On September 5, 2019 at Government House, Victoria, the province’s Lieutenant Governor is awarding Kelowna’s Dick Auty the Governor General’s Sovereign’s Medal for Volunteers, in recognition of Dick’s 21 year record of service for the Masonic Cancer Car program in the Okanagan Valley. Since 1998 the cancer car service has transited 8000 individuals to radiation and chemotherapy treatments, making 10,000 patient trips/year. There is a Masonic cancer vehicle in Penticton, Vernon, Kamloops, and Kelowna, and over 180 drivers and 20 people handling dispatch.
People are driven from their homes to chemo or radiation treatment and home again; some visiting from out of town stay at the Cancer Society’s lodge.
“Dick was important in founding the Okanagan cancer car program and has been with it since its inception.

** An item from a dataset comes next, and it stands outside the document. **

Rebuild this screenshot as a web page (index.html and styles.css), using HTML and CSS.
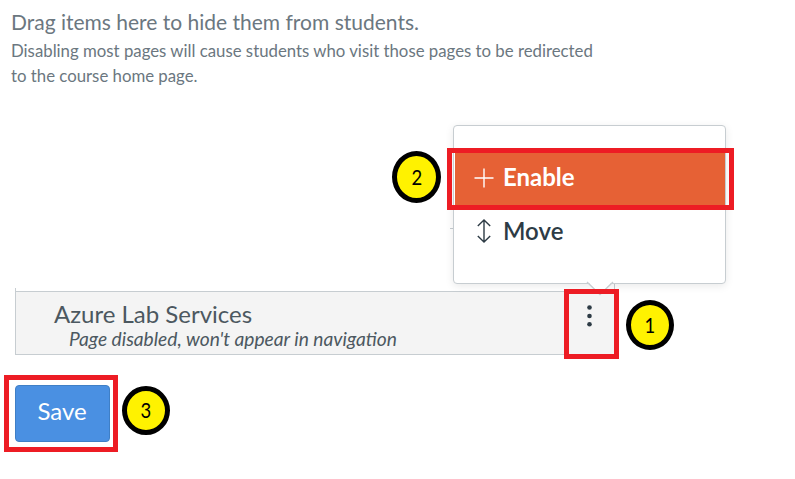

He typically puts in between 25 to 30 hours/week and has been doing this continuously for the past 21 years”, states Carsten Osterhold, a prominent Freemason. “He schedules the drivers and dispatchers, does the accounting, pays the bills, gets the vehicles maintained, monitors the servicing out of town, and handles all of the issues of personnel and cars that may arise”. Rod Macintosh was a dispatcher for 11 years, and nominated Dick for the award. “
If it wasn’t for Dick, I don’t think the program would have gotten off the ground, nor would it have been sustained. It isn’t the hours he puts in, it’s the diverse things he has to deal with in those hours. Everything from being a maintenance manager to a diplomat”.
Province wide, there are comparable programs in Vancouver (beginning in 1989), the Island, and Prince George; and for 5 years Dick was chairman of the entire jurisdiction. Osterhold quoted one time Freemason Sir Winston Churchill: “We make a living by what we get, but we make a life by what we give.”